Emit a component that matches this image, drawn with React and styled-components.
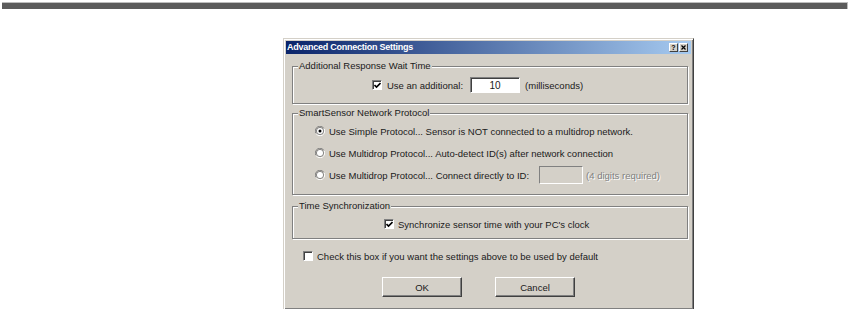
import React from 'react';
import styled, { createGlobalStyle } from 'styled-components';

const Global = createGlobalStyle`
  html, body { margin: 0; padding: 0; background: #ffffff; }
  body { font-family: "Liberation Sans", Arial, sans-serif; font-size: 9.5px; color: #1a1a1a; }
  * { box-sizing: border-box; }
`;

const Page = styled.div`
  width: 851px;
  height: 309px;
  overflow: hidden;
  padding-top: 2px;
`;

const TopRule = styled.div`
  margin: 0 3px 0 2px;
  height: 7px;
  background: #5b5b5b;
  border-top: 1px solid #bdbdbd;
  border-right: 1px solid #bdbdbd;
`;

const Dialog = styled.div`
  margin: 29px 0 0 283px;
  width: 411px;
  height: 272px;
  background: #d4d0c8;
  border: 1px solid;
  border-color: #d4d0c8 #404040 #404040 #d4d0c8;
  box-shadow: inset 1px 1px 0 #fff, inset -1px -1px 0 #808080;
  padding: 2px;
  display: flex;
  flex-direction: column;
`;

const TitleBar = styled.div`
  height: 13px;
  display: flex;
  align-items: center;
  padding: 0 3px 0 1px;
  background: linear-gradient(to right, #0a246a, #a6caf0);
`;

const TitleText = styled.div`
  flex: 1;
  color: #fff;
  font-weight: bold;
  font-size: 9px;
  line-height: 13px;
  letter-spacing: -0.25px;
`;

const CapButton = styled.div`
  width: 9px;
  height: 9px;
  margin-left: ${p => p.$ml || 0}px;
  background: #d4d0c8;
  border: 1px solid;
  border-color: #fff #404040 #404040 #fff;
  display: flex;
  align-items: center;
  justify-content: center;
  font-size: 7px;
  font-weight: bold;
  line-height: 7px;
  color: #000;
`;

const Content = styled.div`
  display: flex;
  flex-direction: column;
  padding: 0 0 0 6px;
`;

const Group = styled.fieldset`
  margin: ${p => p.$mt}px 0 0 0;
  padding: ${p => p.$pt}px 0 0 0;
  height: ${p => p.$h}px;
  width: 396px;
  min-width: 0;
  border: 1px solid #808080;
  box-shadow: 1px 1px 0 #fff, inset 1px 1px 0 #fff;
  display: flex;
  flex-direction: column;
  align-items: flex-start;
`;

const Legend = styled.legend`
  margin-left: 5px;
  padding: 0 1px;
  line-height: 12px;
  height: 12px;
  background: #d4d0c8;
`;

const Row = styled.div`
  display: flex;
  align-items: center;
  height: ${p => p.$h || 14}px;
  margin-left: ${p => p.$ml || 0}px;
  margin-top: ${p => p.$mt || 0}px;
  white-space: nowrap;
`;

const Label = styled.span`
  margin-left: ${p => p.$ml || 4}px;
  color: ${p => (p.$disabled ? '#808080' : '#1a1a1a')};
  text-shadow: ${p => (p.$disabled ? '1px 1px 0 #fff' : 'none')};
`;

const CheckBoxBox = styled.span`
  width: 10px;
  height: 10px;
  flex: none;
  background: #fff;
  border: 1px solid;
  border-color: #808080 #fff #fff #808080;
  box-shadow: inset 1px 1px 0 #404040;
  display: flex;
  align-items: center;
  justify-content: center;
`;

const CheckBox = ({ checked }) => (
  <CheckBoxBox>
    {checked && (
      <svg width="7" height="7" viewBox="0 0 7 7">
        <path d="M0.5 3 L2.5 5 L6.5 1" stroke="#000" strokeWidth="1.6" fill="none" />
      </svg>
    )}
  </CheckBoxBox>
);

const RadioWrap = styled.span`
  width: 10px;
  height: 10px;
  flex: none;
  display: flex;
`;

const Radio = ({ checked }) => (
  <RadioWrap>
    <svg width="10" height="10" viewBox="0 0 10 10">
      <path d="M9 2.5 A4.5 4.5 0 0 0 1 7.5" stroke="#808080" strokeWidth="1" fill="none" />
      <path d="M1 7.5 A4.5 4.5 0 0 0 9 2.5" stroke="#ffffff" strokeWidth="1" fill="none" />
      <circle cx="5" cy="5" r="3.6" fill="#fff" stroke="#404040" strokeWidth="0.6" />
      {checked && <circle cx="5" cy="5" r="1.5" fill="#000" />}
    </svg>
  </RadioWrap>
);

const TextInput = styled.div`
  width: ${p => p.$w}px;
  height: ${p => p.$h}px;
  margin-left: ${p => p.$ml}px;
  background: ${p => (p.$disabled ? '#d4d0c8' : '#fff')};
  border: 1px solid;
  border-color: #808080 #fff #fff #808080;
  box-shadow: ${p => (p.$disabled ? 'none' : 'inset 1px 1px 0 #404040')};
  display: flex;
  align-items: center;
  justify-content: center;
  font-size: 10px;
`;

const ButtonRow = styled.div`
  display: flex;
  gap: 33px;
  margin: 14px 0 0 90px;
`;

const Button = styled.div`
  width: 80px;
  height: 20px;
  background: #d4d0c8;
  border: 1px solid;
  border-color: #fff #404040 #404040 #fff;
  box-shadow: inset -1px -1px 0 #808080;
  display: flex;
  align-items: center;
  justify-content: center;
`;

export default function App() {
  return (
    <Page>
      <Global />
      <TopRule />
      <Dialog>
        <TitleBar>
          <TitleText>Advanced Connection Settings</TitleText>
          <CapButton>?</CapButton>
          <CapButton $ml={1}>
            <svg width="5" height="5" viewBox="0 0 5 5">
              <path d="M0.5 0.5 L4.5 4.5 M4.5 0.5 L0.5 4.5" stroke="#000" strokeWidth="1.2" />
            </svg>
          </CapButton>
        </TitleBar>
        <Content>
          <Group $mt={6} $h={44} $pt={5}>
            <Legend>Additional Response Wait Time</Legend>
            <Row $h={16} $ml={79}>
              <CheckBox checked />
              <Label $ml={5}>Use an additional:</Label>
              <TextInput $w={50} $h={16} $ml={7}>10</TextInput>
              <Label $ml={5}>(milliseconds)</Label>
            </Row>
          </Group>
          <Group $mt={3} $h={88} $pt={1}>
            <Legend>SmartSensor Network Protocol</Legend>
            <Row $h={22} $ml={22}>
              <Radio checked />
              <Label>Use Simple Protocol... Sensor is NOT connected to a multidrop network.</Label>
            </Row>
            <Row $h={22} $ml={22}>
              <Radio />
              <Label>Use Multidrop Protocol... Auto-detect ID(s) after network connection</Label>
            </Row>
            <Row $h={22} $ml={22}>
              <Radio />
              <Label>Use Multidrop Protocol... Connect directly to ID:</Label>
              <TextInput $w={44} $h={18} $ml={10} $disabled />
              <Label $ml={3} $disabled>(4 digits required)</Label>
            </Row>
          </Group>
          <Group $mt={5} $h={39} $pt={5}>
            <Legend>Time Synchronization</Legend>
            <Row $ml={91}>
              <CheckBox checked />
              <Label>Synchronize sensor time with your PC's clock</Label>
            </Row>
          </Group>
          <Row $ml={11} $mt={10}>
            <CheckBox />
            <Label>Check this box if you want the settings above to be used by default</Label>
          </Row>
          <ButtonRow>
            <Button>OK</Button>
            <Button>Cancel</Button>
          </ButtonRow>
        </Content>
      </Dialog>
    </Page>
  );
}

§ Problem to work on
Your task is an exact transcription of all the data, minus the pictures.

§ Written response
Emit a component that matches this image, drawn with React and styled-components.
import React from 'react';
import styled, { createGlobalStyle } from 'styled-components';

const Global = createGlobalStyle`
  html, body { margin: 0; padding: 0; background: #ffffff; }
  body { font-family: "Liberation Sans", Arial, sans-serif; font-size: 9.5px; color: #1a1a1a; }
  * { box-sizing: border-box; }
`;

const Page = styled.div`
  width: 851px;
  height: 309px;
  overflow: hidden;
  padding-top: 2px;
`;

const TopRule = styled.div`
  margin: 0 3px 0 2px;
  height: 7px;
  background: #5b5b5b;
  border-top: 1px solid #bdbdbd;
  border-right: 1px solid #bdbdbd;
`;

const Dialog = styled.div`
  margin: 29px 0 0 283px;
  width: 411px;
  height: 272px;
  background: #d4d0c8;
  border: 1px solid;
  border-color: #d4d0c8 #404040 #404040 #d4d0c8;
  box-shadow: inset 1px 1px 0 #fff, inset -1px -1px 0 #808080;
  padding: 2px;
  display: flex;
  flex-direction: column;
`;

const TitleBar = styled.div`
  height: 13px;
  display: flex;
  align-items: center;
  padding: 0 3px 0 1px;
  background: linear-gradient(to right, #0a246a, #a6caf0);
`;

const TitleText = styled.div`
  flex: 1;
  color: #fff;
  font-weight: bold;
  font-size: 9px;
  line-height: 13px;
  letter-spacing: -0.25px;
`;

const CapButton = styled.div`
  width: 9px;
  height: 9px;
  margin-left: ${p => p.$ml || 0}px;
  background: #d4d0c8;
  border: 1px solid;
  border-color: #fff #404040 #404040 #fff;
  display: flex;
  align-items: center;
  justify-content: center;
  font-size: 7px;
  font-weight: bold;
  line-height: 7px;
  color: #000;
`;

const Content = styled.div`
  display: flex;
  flex-direction: column;
  padding: 0 0 0 6px;
`;

const Group = styled.fieldset`
  margin: ${p => p.$mt}px 0 0 0;
  padding: ${p => p.$pt}px 0 0 0;
  height: ${p => p.$h}px;
  width: 396px;
  min-width: 0;
  border: 1px solid #808080;
  box-shadow: 1px 1px 0 #fff, inset 1px 1px 0 #fff;
  display: flex;
  flex-direction: column;
  align-items: flex-start;
`;

const Legend = styled.legend`
  margin-left: 5px;
  padding: 0 1px;
  line-height: 12px;
  height: 12px;
  background: #d4d0c8;
`;

const Row = styled.div`
  display: flex;
  align-items: center;
  height: ${p => p.$h || 14}px;
  margin-left: ${p => p.$ml || 0}px;
  margin-top: ${p => p.$mt || 0}px;
  white-space: nowrap;
`;

const Label = styled.span`
  margin-left: ${p => p.$ml || 4}px;
  color: ${p => (p.$disabled ? '#808080' : '#1a1a1a')};
  text-shadow: ${p => (p.$disabled ? '1px 1px 0 #fff' : 'none')};
`;

const CheckBoxBox = styled.span`
  width: 10px;
  height: 10px;
  flex: none;
  background: #fff;
  border: 1px solid;
  border-color: #808080 #fff #fff #808080;
  box-shadow: inset 1px 1px 0 #404040;
  display: flex;
  align-items: center;
  justify-content: center;
`;

const CheckBox = ({ checked }) => (
  <CheckBoxBox>
    {checked && (
      <svg width="7" height="7" viewBox="0 0 7 7">
        <path d="M0.5 3 L2.5 5 L6.5 1" stroke="#000" strokeWidth="1.6" fill="none" />
      </svg>
    )}
  </CheckBoxBox>
);

const RadioWrap = styled.span`
  width: 10px;
  height: 10px;
  flex: none;
  display: flex;
`;

const Radio = ({ checked }) => (
  <RadioWrap>
    <svg width="10" height="10" viewBox="0 0 10 10">
      <path d="M9 2.5 A4.5 4.5 0 0 0 1 7.5" stroke="#808080" strokeWidth="1" fill="none" />
      <path d="M1 7.5 A4.5 4.5 0 0 0 9 2.5" stroke="#ffffff" strokeWidth="1" fill="none" />
      <circle cx="5" cy="5" r="3.6" fill="#fff" stroke="#404040" strokeWidth="0.6" />
      {checked && <circle cx="5" cy="5" r="1.5" fill="#000" />}
    </svg>
  </RadioWrap>
);

const TextInput = styled.div`
  width: ${p => p.$w}px;
  height: ${p => p.$h}px;
  margin-left: ${p => p.$ml}px;
  background: ${p => (p.$disabled ? '#d4d0c8' : '#fff')};
  border: 1px solid;
  border-color: #808080 #fff #fff #808080;
  box-shadow: ${p => (p.$disabled ? 'none' : 'inset 1px 1px 0 #404040')};
  display: flex;
  align-items: center;
  justify-content: center;
  font-size: 10px;
`;

const ButtonRow = styled.div`
  display: flex;
  gap: 33px;
  margin: 14px 0 0 90px;
`;

const Button = styled.div`
  width: 80px;
  height: 20px;
  background: #d4d0c8;
  border: 1px solid;
  border-color: #fff #404040 #404040 #fff;
  box-shadow: inset -1px -1px 0 #808080;
  display: flex;
  align-items: center;
  justify-content: center;
`;

export default function App() {
  return (
    <Page>
      <Global />
      <TopRule />
      <Dialog>
        <TitleBar>
          <TitleText>Advanced Connection Settings</TitleText>
          <CapButton>?</CapButton>
          <CapButton $ml={1}>
            <svg width="5" height="5" viewBox="0 0 5 5">
              <path d="M0.5 0.5 L4.5 4.5 M4.5 0.5 L0.5 4.5" stroke="#000" strokeWidth="1.2" />
            </svg>
          </CapButton>
        </TitleBar>
        <Content>
          <Group $mt={6} $h={44} $pt={5}>
            <Legend>Additional Response Wait Time</Legend>
            <Row $h={16} $ml={79}>
              <CheckBox checked />
              <Label $ml={5}>Use an additional:</Label>
              <TextInput $w={50} $h={16} $ml={7}>10</TextInput>
              <Label $ml={5}>(milliseconds)</Label>
            </Row>
          </Group>
          <Group $mt={3} $h={88} $pt={1}>
            <Legend>SmartSensor Network Protocol</Legend>
            <Row $h={22} $ml={22}>
              <Radio checked />
              <Label>Use Simple Protocol... Sensor is NOT connected to a multidrop network.</Label>
            </Row>
            <Row $h={22} $ml={22}>
              <Radio />
              <Label>Use Multidrop Protocol... Auto-detect ID(s) after network connection</Label>
            </Row>
            <Row $h={22} $ml={22}>
              <Radio />
              <Label>Use Multidrop Protocol... Connect directly to ID:</Label>
              <TextInput $w={44} $h={18} $ml={10} $disabled />
              <Label $ml={3} $disabled>(4 digits required)</Label>
            </Row>
          </Group>
          <Group $mt={5} $h={39} $pt={5}>
            <Legend>Time Synchronization</Legend>
            <Row $ml={91}>
              <CheckBox checked />
              <Label>Synchronize sensor time with your PC's clock</Label>
            </Row>
          </Group>
          <Row $ml={11} $mt={10}>
            <CheckBox />
            <Label>Check this box if you want the settings above to be used by default</Label>
          </Row>
          <ButtonRow>
            <Button>OK</Button>
            <Button>Cancel</Button>
          </ButtonRow>
        </Content>
      </Dialog>
    </Page>
  );
}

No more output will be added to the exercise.